Outra frente a exigir mudanças profundas é a não reconhecida “guerra civil” larval entre nós, que mata até mais que guerras reais em curso. A violência no cotidiano , particularmente nas favelas e periferias de nossas grandes cidades, deve ser encarada com propostas e ações democráticas radicais. A instalação de polícias de ocupação, como as UPP demonstram, está longe de garantir o direito republicano de segurança.
Uma outra frente de luta incontornável é o fato que a democracia não tem como avançar enquanto o direito cidadão à comunicação for confundido com o direito dos proprietários dos meios de comunicação. Que eles “plantem” o que quiserem como informação e quem quiser que o compre. Mas o Estado democrático precisa garantir o direito à visibilidade e à voz de toda a diversidade cidadã, esta é a questão central em tal debate.

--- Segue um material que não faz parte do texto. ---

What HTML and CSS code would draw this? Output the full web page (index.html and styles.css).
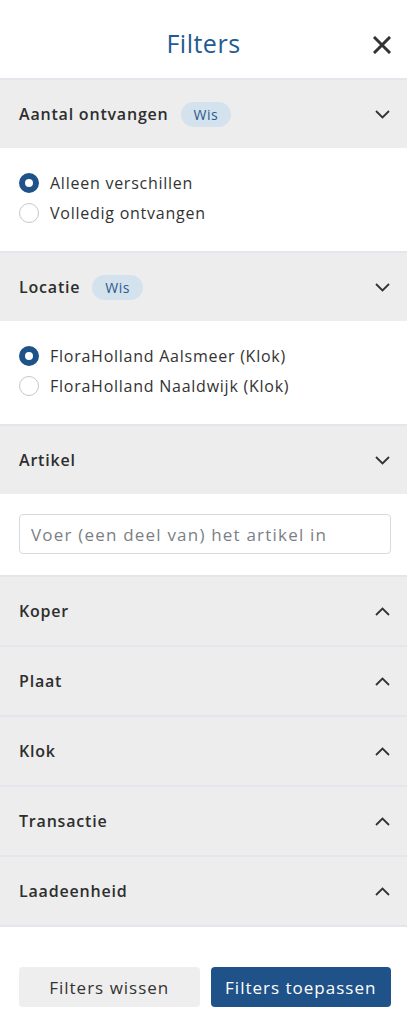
FILE: index.html
```html
<!DOCTYPE html>
<html lang="nl">
<head>
<meta charset="utf-8">
<title>Filters</title>
<link rel="stylesheet" href="styles.css">
</head>
<body>
<div class="panel">
  <header class="top">
    <h1 class="title">Filters</h1>
    <button class="close" aria-label="Sluiten">
      <svg width="18" height="18" viewBox="0 0 18 18"><path d="M2 2 L16 16 M16 2 L2 16" stroke="#333" stroke-width="3" stroke-linecap="square" fill="none"/></svg>
    </button>
  </header>

  <section class="sec">
    <div class="sec-head">
      <span class="label">Aantal ontvangen</span><span class="badge">Wis</span>
      <svg class="chev" width="15" height="9" viewBox="0 0 15 9"><path d="M1 1 L7.5 7.5 L14 1" stroke="#333" stroke-width="1.8" fill="none"/></svg>
    </div>
    <div class="sec-body radios">
      <label class="radio"><span class="dot on"></span>Alleen verschillen</label>
      <label class="radio"><span class="dot"></span>Volledig ontvangen</label>
    </div>
  </section>

  <section class="sec">
    <div class="sec-head">
      <span class="label">Locatie</span><span class="badge">Wis</span>
      <svg class="chev" width="15" height="9" viewBox="0 0 15 9"><path d="M1 1 L7.5 7.5 L14 1" stroke="#333" stroke-width="1.8" fill="none"/></svg>
    </div>
    <div class="sec-body radios">
      <label class="radio"><span class="dot on"></span>FloraHolland Aalsmeer (Klok)</label>
      <label class="radio"><span class="dot"></span>FloraHolland Naaldwijk (Klok)</label>
    </div>
  </section>

  <section class="sec">
    <div class="sec-head">
      <span class="label">Artikel</span>
      <svg class="chev" width="15" height="9" viewBox="0 0 15 9"><path d="M1 1 L7.5 7.5 L14 1" stroke="#333" stroke-width="1.8" fill="none"/></svg>
    </div>
    <div class="sec-body field">
      <input class="input" type="text" placeholder="Voer (een deel van) het artikel in">
    </div>
  </section>

  <section class="sec">
    <div class="sec-head"><span class="label">Koper</span>
      <svg class="chev" width="15" height="9" viewBox="0 0 15 9"><path d="M1 8 L7.5 1.5 L14 8" stroke="#333" stroke-width="1.8" fill="none"/></svg></div>
  </section>
  <section class="sec">
    <div class="sec-head"><span class="label">Plaat</span>
      <svg class="chev" width="15" height="9" viewBox="0 0 15 9"><path d="M1 8 L7.5 1.5 L14 8" stroke="#333" stroke-width="1.8" fill="none"/></svg></div>
  </section>
  <section class="sec">
    <div class="sec-head"><span class="label">Klok</span>
      <svg class="chev" width="15" height="9" viewBox="0 0 15 9"><path d="M1 8 L7.5 1.5 L14 8" stroke="#333" stroke-width="1.8" fill="none"/></svg></div>
  </section>
  <section class="sec">
    <div class="sec-head"><span class="label">Transactie</span>
      <svg class="chev" width="15" height="9" viewBox="0 0 15 9"><path d="M1 8 L7.5 1.5 L14 8" stroke="#333" stroke-width="1.8" fill="none"/></svg></div>
  </section>
  <section class="sec last">
    <div class="sec-head"><span class="label">Laadeenheid</span>
      <svg class="chev" width="15" height="9" viewBox="0 0 15 9"><path d="M1 8 L7.5 1.5 L14 8" stroke="#333" stroke-width="1.8" fill="none"/></svg></div>
  </section>

  <footer class="actions">
    <button class="btn btn-light">Filters wissen</button>
    <button class="btn btn-primary">Filters toepassen</button>
  </footer>
</div>
</body>
</html>
```

FILE: styles.css
```css
* { box-sizing: border-box; }
html, body { margin: 0; padding: 0; background: #fff; }
body {
  font-family: "Open Sans", "Liberation Sans", sans-serif;
  color: #333;
  width: 407px;
}
.panel { display: flex; flex-direction: column; }

.top {
  height: 78px;
  display: flex;
  align-items: center;
  justify-content: center;
  position: relative;
}
.title {
  margin: 0;
  font-size: 25px;
  font-weight: 400;
  letter-spacing: 0.5px;
  color: #235a92;
  padding-top: 8px;
}
.close {
  position: absolute;
  right: 16px;
  top: 36px;
  border: 0;
  background: none;
  padding: 0;
  width: 18px;
  height: 18px;
  display: flex;
}

.sec { border-top: 2px solid #e3e6ea; }
.sec.last { border-bottom: 2px solid #e3e6ea; }
.sec-head {
  height: 68px;
  background: #ededed;
  display: flex;
  align-items: center;
  padding: 0 17px 0 19px;
}
.label {
  font-size: 16px;
  font-weight: 600;
  letter-spacing: 0.8px;
  color: #2e2e2e;
}
.badge {
  margin-left: 12px;
  height: 25px;
  padding: 0 13px;
  border-radius: 13px;
  background: #d4e2ee;
  color: #2c5b8c;
  font-size: 14px;
  letter-spacing: 0.5px;
  display: flex;
  align-items: center;
}
.chev { margin-left: auto; }

.sec-body.radios {
  height: 103px;
  padding: 20px 19px 0;
  display: flex;
  flex-direction: column;
}
.radio {
  height: 30px;
  display: flex;
  align-items: center;
  gap: 11px;
  font-size: 16px;
  letter-spacing: 0.75px;
  color: #333;
}
.dot {
  width: 20px;
  height: 20px;
  border-radius: 50%;
  border: 1px solid #c5c8cc;
  background: #fff;
  flex: none;
}
.dot.on {
  border: 6.5px solid #1f5289;
  background: #fff;
}

.sec-body.field {
  height: 81px;
  padding: 20px 16px 0 19px;
}
.input {
  width: 100%;
  height: 40px;
  border: 1px solid #d6d9dd;
  border-radius: 4px;
  padding: 0 11px;
  font-family: inherit;
  font-size: 17px;
  letter-spacing: 1.2px;
  color: #333;
  outline: none;
}
.input::placeholder { color: #7b7f85; }

.actions {
  display: flex;
  gap: 11px;
  padding: 40px 16px 0 19px;
}
.btn {
  flex: 1;
  height: 40px;
  border: 0;
  border-radius: 4px;
  font-family: inherit;
  font-size: 17px;
  letter-spacing: 1px;
}
.btn-light { background: #eeeeee; color: #333; }
.btn-primary { background: #1f5289; color: #fff; }
```
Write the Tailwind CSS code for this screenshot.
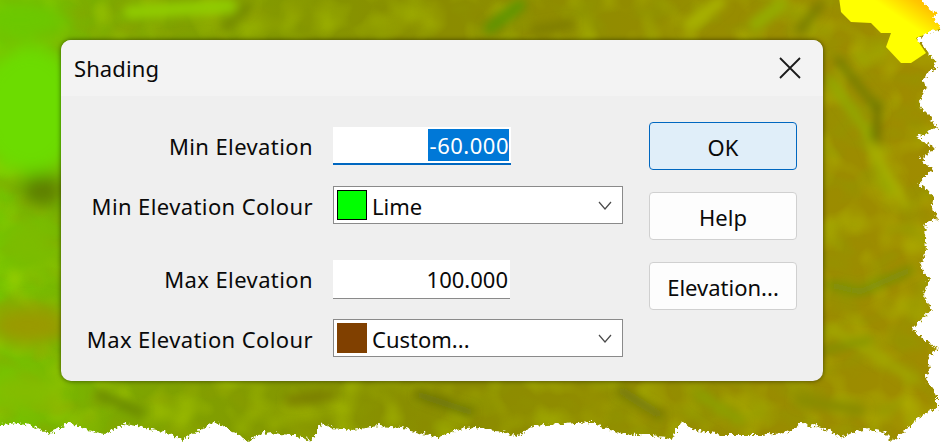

Enfim, a agenda democrática radical precisa emergir nesta bruma, sem o que não veremos a luz no final do túnel. A prioridade é não voltar atrás na democracia conquistada com tanta luta 30 anos atrás e nem perder os pequenos, mas significativos, ganhos em termos de emancipação social de grande parcela da população brasileira “batalhadora”, na feliz expressão de Jessé Sousa. A democracia radicalizada é porta de possibilidades para avanços cidadãos e não pode ser confundida com dificuldades e confusões na conjuntura, nem com as limitações institucionais, sempre históricas e passíveis de mudança.